The government will usually add money to your workplace pension in the form of tax relief if both of the following apply:
- – you pay Income Tax
- – you pay into a personal pension or workplace pension
Even if you do not pay Income Tax, you’ll still get an additional payment if your pension scheme uses ‘relief at source’ to add money to your pension pot.
Make gifts to use annual inheritance tax allowances
Reducing the value of the part of your estate that is above the nil rate band (£325,000) will reduce the inheritance tax (IHT) payable when you die.
Our tax year-end tips are that you should consider giving assets you do not need to other family members now. Gifts to a spouse or civil partner to enable them to use up their nil rate band are tax-free and gifts to other family members can also be tax-efficient over time.
Most lifetime gifts to individuals that are not covered by a lifetime exemption do not immediately trigger IHT and become totally exempt if you survive for seven years. Whilst the gift remains in your estate, the rate of IHT applied to it on death (40%) reduces each year depending on how many years you survive after making the gift.
You can give away up to £3,000 worth of gifts a year plus £250 to as many individuals as you like in a year and £5,000 to your children on their marriage.
In the 2019 to 2020 tax year, Mark gave £2,000 to his daughter Jane. If he died within 7 years of the gift, this would use £2,000 of his annual exemption.
In the following 2020 to 2021 tax year, Mark gave £4,000 to his other daughter Sarah.

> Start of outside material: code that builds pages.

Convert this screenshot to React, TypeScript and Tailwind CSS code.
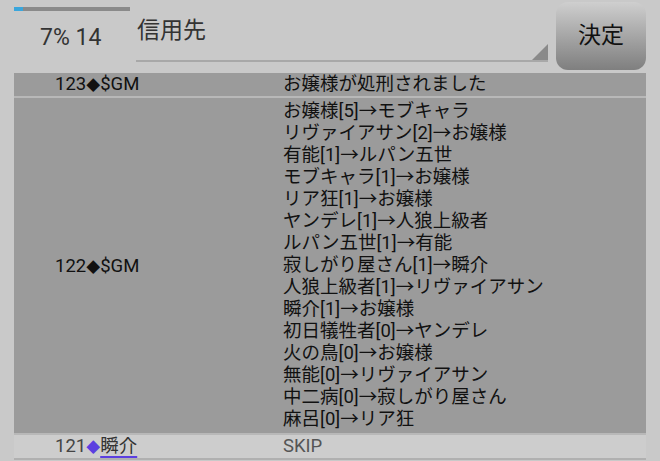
const font = { fontFamily: "Roboto, 'Noto Sans CJK JP', sans-serif" };

const votes = [
  "お嬢様[5]→モブキャラ",
  "リヴァイアサン[2]→お嬢様",
  "有能[1]→ルパン五世",
  "モブキャラ[1]→お嬢様",
  "リア狂[1]→お嬢様",
  "ヤンデレ[1]→人狼上級者",
  "ルパン五世[1]→有能",
  "寂しがり屋さん[1]→瞬介",
  "人狼上級者[1]→リヴァイアサン",
  "瞬介[1]→お嬢様",
  "初日犠牲者[0]→ヤンデレ",
  "火の鳥[0]→お嬢様",
  "無能[0]→リヴァイアサン",
  "中二病[0]→寂しがり屋さん",
  "麻呂[0]→リア狂",
];

function Diamond({ color }: { color: string }) {
  return <span className={`text-[14px] ${color}`}>◆</span>;
}

export default function App() {
  return (
    <div
      className="w-[660px] h-[461px] overflow-hidden bg-[#c9c9c9] text-[#111]"
      style={font}
    >
      <div className="flex h-[73px]">
        <div className="w-[136px] pl-[14px] pt-[7px]">
          <div className="w-[116px] h-[4px] bg-[#8a8a8a]">
            <div className="w-[9px] h-full bg-[#3aa6dc]" />
          </div>
          <div className="pl-[26px] pt-[13px] text-[23px] leading-[28px] text-[#333]">
            7% 14
          </div>
        </div>
        <div className="relative w-[412px] h-[62px] border-b-2 border-[#a8a8a8]">
          <div className="pt-[16px] pl-[1px] text-[23px] leading-[30px] text-[#333]">
            信用先
          </div>
          <div className="absolute right-0 bottom-0 w-0 h-0 border-l-[16px] border-l-transparent border-b-[16px] border-b-[#8a8a8a]" />
        </div>
        <div className="ml-[8px] mt-[2px] w-[90px] h-[68px] rounded-[12px] bg-gradient-to-b from-[#cfcfcf] to-[#7f7f7f] flex items-center justify-center text-[23px] text-[#111]">
          決定
        </div>
      </div>

      <div className="mx-[14px] text-[18.5px]">
        <div className="flex bg-[#9b9b9b] h-[25px] items-center border-b-2 border-[#b8b8b8]">
          <div className="w-[269px] pl-[41px]">
            123<Diamond color="text-[#111]" />$GM
          </div>
          <div>お嬢様が処刑されました</div>
        </div>
        <div className="flex bg-[#9b9b9b] items-center pt-[2px] pb-[3px] border-b-2 border-[#b8b8b8]">
          <div className="w-[269px] pl-[41px] pt-[4px]">
            122<Diamond color="text-[#111]" />$GM
          </div>
          <div className="leading-[22px]">
            {votes.map((v) => (
              <div key={v}>{v}</div>
            ))}
          </div>
        </div>
        <div className="flex bg-[#cdcdcd] h-[25px] items-center border-b-2 border-[#b0b0b0]">
          <div className="w-[269px] pl-[41px] text-[#444]">
            121<Diamond color="text-[#5b3fe0]" />
            <span className="text-[#333] underline decoration-[#5b3fe0] decoration-2 underline-offset-4">
              瞬介
            </span>
          </div>
          <div className="text-[#555]">SKIP</div>
        </div>
      </div>
    </div>
  );
}
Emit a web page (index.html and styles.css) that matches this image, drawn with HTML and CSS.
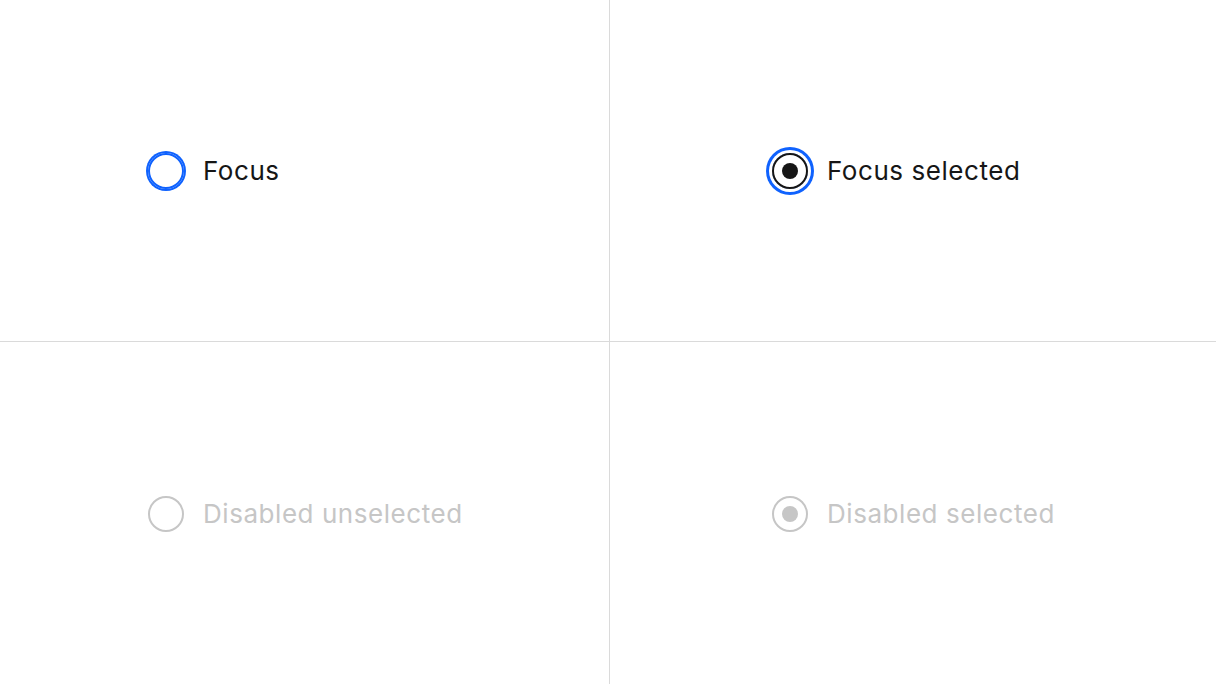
FILE: index.html
```html
<!DOCTYPE html>
<html lang="en">
<head>
<meta charset="utf-8">
<title>Radio states</title>
<link rel="stylesheet" href="styles.css">
</head>
<body>
<main class="board">
  <div class="cell cell-left cell-top">
    <label class="radio-item">
      <span class="radio radio-focus"></span>
      <span class="label">Focus</span>
    </label>
  </div>
  <div class="cell cell-right cell-top">
    <label class="radio-item">
      <span class="radio radio-focus-selected"><span class="dot"></span></span>
      <span class="label">Focus selected</span>
    </label>
  </div>
  <div class="cell cell-left cell-bottom">
    <label class="radio-item is-disabled">
      <span class="radio radio-disabled"></span>
      <span class="label">Disabled unselected</span>
    </label>
  </div>
  <div class="cell cell-right cell-bottom">
    <label class="radio-item is-disabled">
      <span class="radio radio-disabled"><span class="dot"></span></span>
      <span class="label">Disabled selected</span>
    </label>
  </div>
</main>
</body>
</html>
```
FILE: styles.css
```css
html, body {
  margin: 0;
  padding: 0;
  background: #ffffff;
}

body {
  font-family: "Inter", "Noto Sans", sans-serif;
  color: #161616;
}

.board {
  display: grid;
  grid-template-columns: 610px 1fr;
  grid-template-rows: 342px 1fr;
  width: 1216px;
  height: 684px;
}

.cell {
  display: flex;
  align-items: center;
  box-sizing: border-box;
}

.cell-left {
  border-right: 1px solid #dadada;
  padding-left: 148px;
}

.cell-right {
  padding-left: 162px;
}

.cell-top {
  border-bottom: 1px solid #dadada;
}

.cell-bottom {
  padding-top: 2px;
}

.radio-item {
  display: flex;
  align-items: center;
  gap: 19px;
}

.radio {
  width: 36px;
  height: 36px;
  box-sizing: border-box;
  border-radius: 50%;
  border: 2px solid #161616;
  display: flex;
  align-items: center;
  justify-content: center;
  flex: none;
}

.dot {
  width: 16px;
  height: 16px;
  border-radius: 50%;
  background: #161616;
}

.radio-focus {
  border-color: #0f62fe;
  box-shadow: 0 0 0 2px #0f62fe;
}

.radio-focus-selected {
  box-shadow: 0 0 0 3px #ffffff, 0 0 0 6px #0f62fe;
}

.radio-disabled {
  border-color: #c6c6c6;
}

.radio-disabled .dot {
  background: #c6c6c6;
}

.label {
  font-size: 26px;
  letter-spacing: 0.55px;
  line-height: 36px;
  color: #161616;
}

.is-disabled .label {
  color: #c6c6c6;
}
```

If Mark died within 7 years of the gift, this would use his annual exemption of £3,000 plus the £1,000 of annual exemption left over from the previous tax year.
Even if Mark dies within 7 years of giving these gifts, there’s no Inheritance Tax to pay.
What counts as a gift
- – money
- – household and personal goods, for example, furniture, jewellery or antiques
- – a house, land or buildings
- – stocks and shares listed on the London Stock Exchange
- – unlisted shares you held for less than 2 years before your death
A gift can also include any money you lose when you sell something for less than it’s worth. For example, if you sell your house to your child for less than its market value, the difference in value counts as a gift.
Anything you leave in your will does not count as a gift but is part of your estate. Your estate is all your money, property and possessions left when you die. The value of your estate will be used to work out if Inheritance Tax needs to be paid.
How can MCL Accountants help with tax year-end tips?
Contact MCL Accountants on 01702 593 029 if you would like to learn more tax year-end tips & things you should do before 5th April or if you need any assistance with the preparation and submission of your business accounts or self-assessment tax returns to HMRC.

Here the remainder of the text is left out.